Renderings unveiled of proposed Strip resort with NBA arena

Renderings of what could become the tallest Strip resort -- and home to one of two NBA-ready arenas that could someday host a Las Vegas basketball team -- have been filed with Clark County and will be the subject of discussion Tuesday by the Winchester Town Advisory Board.

LVXP, a Las Vegas-based real estate development company, is scheduled to appear before the board that makes development recommendations to the Clark County Commission on its 752-foot, 2,605-unit hotel and condominium project next door to what is now the tallest Strip resort, Fontainebleau.

LVXP, headed by principals CEO James Frasure Jr., Chief of Staff Christine Richards and Chief Construction Officer Nick Tomasino, submitted a packet of maps, renderings and applications for the proposed resort earlier this month.

Plans show three high-rise towers, a 6,000-seat "grand theater" as well as an 18,000-seat state-of-the-art arena. The resort, on 17 acres sandwiched between the Sahara and Fontainebleau on land formerly holding the Wet 'n Wild waterpark and at one time proposed by former UNLV basketball star Jackie Robinson as the site for his All-Net Arena project, also would have a casino, retail with food and beverage venues, a swimming pool and recreational areas, a spa and health club, and a parking garage with both underground and above-grade levels.

When LVXP first proposed the resort in April, it did not detail financing plans for the project nor an anticipated cost to build.

But the renderings submitted to the county were prepared by respected Las Vegas casino architect Paul Steelman of Steelman Partners LLP and share details about gold glass and silver glass on a curtain wall system with LED lighting.

One high-rise has a curving design element that swoops to a lower-level building.

The 752-foot height would make the building the second-highest resort on the Strip, 15 feet taller than Fontainebleau.

No assurance on NBA

The National Basketball Association, which conducts NBA Summer League games for rookies and second-year players every summer at the Thomas & Mack Center and the Cox Pavilion, hasn't committed to bringing a team to Las Vegas, but several interested parties have suggested Las Vegas as the possible home of a new franchise.

NBA Commissioner Adam Silver had said multiple times that the league was waiting to get new collective bargaining and media rights agreements in place before expansion was seriously considered.

With those agreements now finalized, Silver, who has said Las Vegas is an attractive market for a potential team, will soon begin to look at expansion before the end of the year.

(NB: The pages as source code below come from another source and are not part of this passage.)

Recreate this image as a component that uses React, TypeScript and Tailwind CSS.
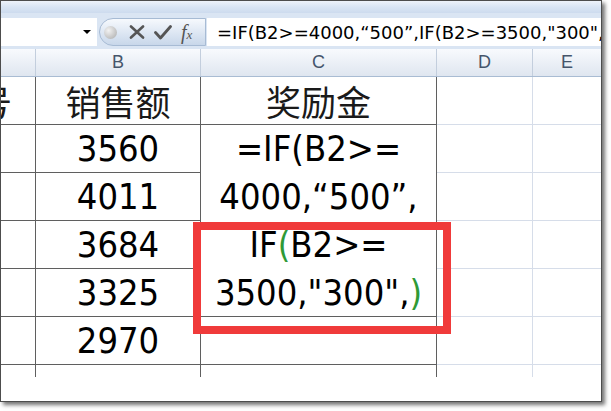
import React from 'react';

const num = "font-['DejaVu_Sans_Condensed','DejaVu_Sans',sans-serif] font-stretch-condensed text-[36px] leading-[1.2] text-black";
const cjk = "font-['Noto_Sans_CJK_SC',sans-serif] text-[35px] leading-[1.25] text-[#1a1a1a]";

const dark = 'border-[#5f5f5f]';
const light = 'border-[#d6dde9]';

const salesValues = ['3560', '4011', '3684', '3325', '2970'];

function Cell({ className = '', children }: { className?: string; children?: React.ReactNode }) {
  return (
    <div className={`flex items-center justify-center border-r border-b ${className}`}>
      {children}
    </div>
  );
}

export default function App() {
  return (
    <div className="w-[611px] h-[411px] bg-white overflow-hidden">
      <div className="w-[602px] h-[402px] border border-[#4d4d4d] bg-white shadow-[3px_3px_4px_rgba(0,0,0,0.55)] flex flex-col overflow-hidden">
        {/* ribbon edge */}
        <div className="h-[12px] shrink-0 bg-gradient-to-b from-[#eef3fa] via-[#d9e5f4] to-[#cddbee]" />

        {/* formula bar */}
        <div className="h-[36px] shrink-0 bg-[#dae5f3] flex items-start pt-[5px]">
          <div className="w-[96px] h-[28px] bg-white flex items-center justify-end pr-[6px]">
            <span className="w-0 h-0 border-l-[4px] border-r-[4px] border-t-[4px] border-l-transparent border-r-transparent border-t-black" />
          </div>
          <div className="ml-[2px] w-[107px] h-[28px] rounded-l-[14px] border border-[#a7bbd4] bg-gradient-to-b from-[#f6f9fd] to-[#c8d7ea] flex items-center">
            <span className="ml-[4px] w-[13px] h-[13px] rounded-full bg-[radial-gradient(circle_at_35%_35%,#f2f2f2,#a9a9a9)]" />
            <svg className="ml-[12px]" width="16" height="14" viewBox="0 0 16 14">
              <path d="M2 1.5 L14 12.5 M14 1.5 L2 12.5" stroke="#555" strokeWidth="2.6" strokeLinecap="round" />
            </svg>
            <svg className="ml-[9px]" width="18" height="15" viewBox="0 0 18 15">
              <path d="M1.5 7.5 L6.5 13 L16.5 1.5" stroke="#555" strokeWidth="2.8" fill="none" strokeLinecap="round" strokeLinejoin="round" />
            </svg>
            <span className="ml-[9px] font-['Liberation_Serif',serif] italic text-[#555] text-[20px] leading-[1.2]">
              f<span className="text-[13px]">x</span>
            </span>
          </div>
          <div className="ml-[1px] flex-1 h-[28px] bg-white flex items-center pl-[10px] overflow-hidden whitespace-nowrap font-['DejaVu_Sans',sans-serif] text-[18px] text-black">
            =IF(B2&gt;=4000,“500”,IF(B2&gt;=3500,"300",
          </div>
        </div>

        {/* column headers */}
        <div className="h-[28px] shrink-0 flex border-b border-[#a9bcd3] bg-gradient-to-b from-[#f8fafd] to-[#dfe6f0] font-['Liberation_Sans',sans-serif] text-[18px] text-[#45556b]">
          <div className="w-[35px] border-r border-[#c3cedd]" />
          <div className="w-[165px] border-r border-[#c3cedd] flex items-center justify-center">B</div>
          <div className="w-[236px] border-r border-[#c3cedd] flex items-center justify-center">C</div>
          <div className="w-[96px] border-r border-[#c3cedd] flex items-center justify-center">D</div>
          <div className="flex-1 flex items-center justify-center">E</div>
        </div>

        {/* sheet */}
        <div className="relative shrink-0 grid grid-cols-[35px_165px_236px_96px_1fr] grid-rows-[48px_48px_48px_48px_48px_48px_12px]">
          {/* header row; column A only shows the tail of its title */}
          <Cell className={`${dark} justify-start overflow-hidden`}>
            <span className={`${cjk} -ml-[24px]`}>号</span>
          </Cell>
          <Cell className={dark}><span className={cjk}>销售额</span></Cell>
          <Cell className={dark}><span className={cjk}>奖励金</span></Cell>
          <Cell className={light} />
          <Cell className={`${light} border-r-0`} />

          {/* row 2, C holds the wrapped formula */}
          <Cell className={dark} />
          <Cell className={dark}><span className={num}>{salesValues[0]}</span></Cell>
          <div className={`row-span-4 border-r border-b ${dark} flex flex-col`}>
            <div className={`h-[48px] flex items-center justify-center ${num}`}>=IF(B2&gt;=</div>
            <div className={`h-[48px] flex items-center justify-center ${num}`}>4000,“500”,</div>
            <div className={`h-[48px] flex items-center justify-center ${num}`}>
              IF<span className="text-[#2f9a36]">(</span>B2&gt;=
            </div>
            <div className={`h-[48px] flex items-center justify-center ${num}`}>
              3500,"300",<span className="text-[#2f9a36]">)</span>
            </div>
          </div>
          <Cell className={light} />
          <Cell className={`${light} border-r-0`} />

          {salesValues.slice(1, 4).map((v) => (
            <React.Fragment key={v}>
              <Cell className={dark} />
              <Cell className={dark}><span className={num}>{v}</span></Cell>
              <Cell className={light} />
              <Cell className={`${light} border-r-0`} />
            </React.Fragment>
          ))}

          {/* row 6 */}
          <Cell className={dark} />
          <Cell className={dark}><span className={num}>{salesValues[4]}</span></Cell>
          <Cell className={dark} />
          <Cell className={light} />
          <Cell className={`${light} border-r-0`} />

          {/* cut-off row */}
          <div className={`border-r ${dark}`} />
          <div className={`border-r ${dark}`} />
          <div className={`border-r ${dark}`} />
          <div className={`border-r ${light}`} />
          <div />

          {/* highlight box */}
          <div className="absolute left-[192px] top-[145px] w-[258px] h-[112px] border-[8px] border-[#f03a3a]" />
        </div>

        <div className="flex-1 bg-white" />
      </div>
    </div>
  );
}
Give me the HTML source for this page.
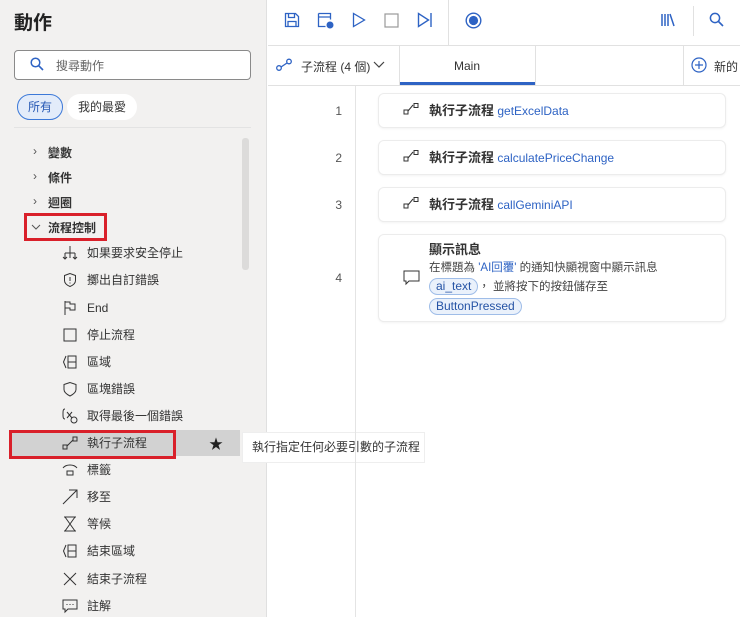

Despite the enormous interest from Las Vegas and other markets, such as Seattle, Silver said expanding the league isn't a given.

Other Las Vegas arenas and proposed arenas could be in the running for hosting a team.

Oak View Group has disclosed plans to build a $10 billion, 20,000-seat state-of-the-art NBA-ready arena with a resort at Las Vegas Boulevard and Blue Diamond Road, near the planned Brightline West high-speed rail station. But those plans may have hit a snag because of a pricing dispute with landowner Blue Diamond Acquisitions on the 25-acre site, disclosed in September.

Oak View Group has not publicly updated its plans and reports circulated in September said the company was considering land near the Rio hotel-casino.

MGM Resorts International, a partner in the ownership of T-Mobile Arena where the National Hockey League's Vegas Golden Knights play, have expressed interest in hosting an NBA team there. Several arenas in the United States host NBA basketball and NHL hockey in the same venue.